### EXERCISE
In the listing below, find every line with the string "this" and pull it out.

▼▼▼

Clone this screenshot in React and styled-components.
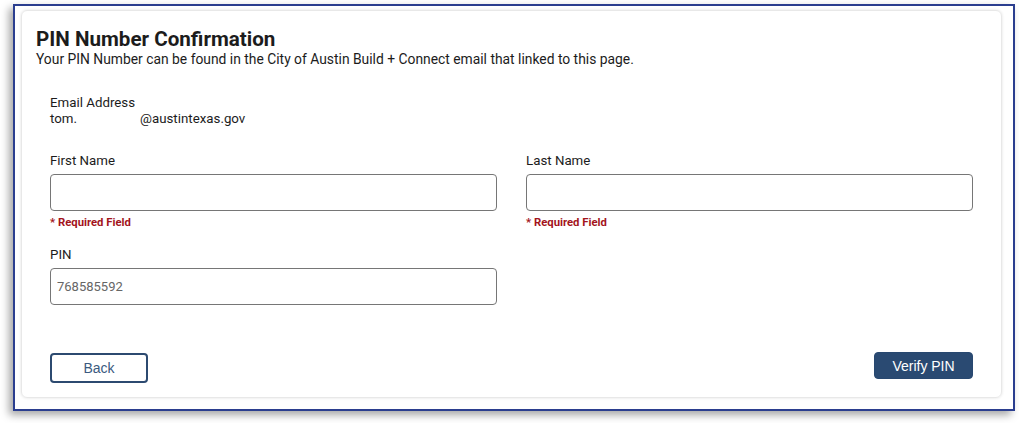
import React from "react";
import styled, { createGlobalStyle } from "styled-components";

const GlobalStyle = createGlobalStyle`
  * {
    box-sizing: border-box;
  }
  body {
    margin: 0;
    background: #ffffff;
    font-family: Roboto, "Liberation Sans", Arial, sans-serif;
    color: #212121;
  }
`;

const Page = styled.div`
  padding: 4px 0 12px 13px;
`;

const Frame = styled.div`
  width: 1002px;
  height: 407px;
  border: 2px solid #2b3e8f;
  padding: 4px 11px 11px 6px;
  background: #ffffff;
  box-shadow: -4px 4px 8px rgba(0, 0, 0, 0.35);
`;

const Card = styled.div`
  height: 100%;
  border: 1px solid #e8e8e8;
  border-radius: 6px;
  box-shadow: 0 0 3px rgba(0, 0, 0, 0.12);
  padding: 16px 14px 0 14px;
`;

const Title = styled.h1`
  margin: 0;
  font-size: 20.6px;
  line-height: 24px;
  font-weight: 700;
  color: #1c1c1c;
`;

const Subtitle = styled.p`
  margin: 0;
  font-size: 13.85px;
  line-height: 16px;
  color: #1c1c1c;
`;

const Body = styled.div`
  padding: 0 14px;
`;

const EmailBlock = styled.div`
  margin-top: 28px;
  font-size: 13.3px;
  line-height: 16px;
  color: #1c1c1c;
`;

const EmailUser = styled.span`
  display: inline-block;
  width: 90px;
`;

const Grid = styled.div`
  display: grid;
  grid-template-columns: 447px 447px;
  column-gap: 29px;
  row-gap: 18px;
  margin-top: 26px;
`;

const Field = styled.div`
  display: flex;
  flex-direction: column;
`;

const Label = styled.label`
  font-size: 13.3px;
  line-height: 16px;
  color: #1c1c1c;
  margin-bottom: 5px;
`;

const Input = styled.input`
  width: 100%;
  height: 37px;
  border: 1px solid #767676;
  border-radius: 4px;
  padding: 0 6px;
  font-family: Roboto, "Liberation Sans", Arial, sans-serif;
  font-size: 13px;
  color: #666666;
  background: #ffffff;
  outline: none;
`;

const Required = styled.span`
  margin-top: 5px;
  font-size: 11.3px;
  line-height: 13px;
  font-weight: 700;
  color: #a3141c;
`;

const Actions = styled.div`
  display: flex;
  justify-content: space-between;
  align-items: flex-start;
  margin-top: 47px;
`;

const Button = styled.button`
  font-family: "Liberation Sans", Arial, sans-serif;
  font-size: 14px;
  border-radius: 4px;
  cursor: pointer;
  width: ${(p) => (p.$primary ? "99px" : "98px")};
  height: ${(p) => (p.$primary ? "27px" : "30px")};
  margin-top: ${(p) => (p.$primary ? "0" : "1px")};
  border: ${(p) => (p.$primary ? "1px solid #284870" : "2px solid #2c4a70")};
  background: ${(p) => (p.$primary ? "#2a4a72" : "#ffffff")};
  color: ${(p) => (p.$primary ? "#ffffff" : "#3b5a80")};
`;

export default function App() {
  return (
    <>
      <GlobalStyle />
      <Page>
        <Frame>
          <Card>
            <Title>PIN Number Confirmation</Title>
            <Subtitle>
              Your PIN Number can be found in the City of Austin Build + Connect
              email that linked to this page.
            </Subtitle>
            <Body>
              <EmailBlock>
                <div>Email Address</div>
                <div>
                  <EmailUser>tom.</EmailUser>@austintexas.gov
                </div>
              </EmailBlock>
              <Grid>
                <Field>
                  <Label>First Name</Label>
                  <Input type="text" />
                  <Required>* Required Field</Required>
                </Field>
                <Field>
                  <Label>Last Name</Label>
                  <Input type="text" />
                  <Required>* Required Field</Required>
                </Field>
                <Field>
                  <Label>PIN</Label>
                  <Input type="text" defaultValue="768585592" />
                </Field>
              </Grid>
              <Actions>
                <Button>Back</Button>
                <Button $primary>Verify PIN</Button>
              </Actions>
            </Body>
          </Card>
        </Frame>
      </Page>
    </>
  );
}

▲▲▲

### IN RESPONSE
Clone this screenshot in React and styled-components.
              email that linked to this page.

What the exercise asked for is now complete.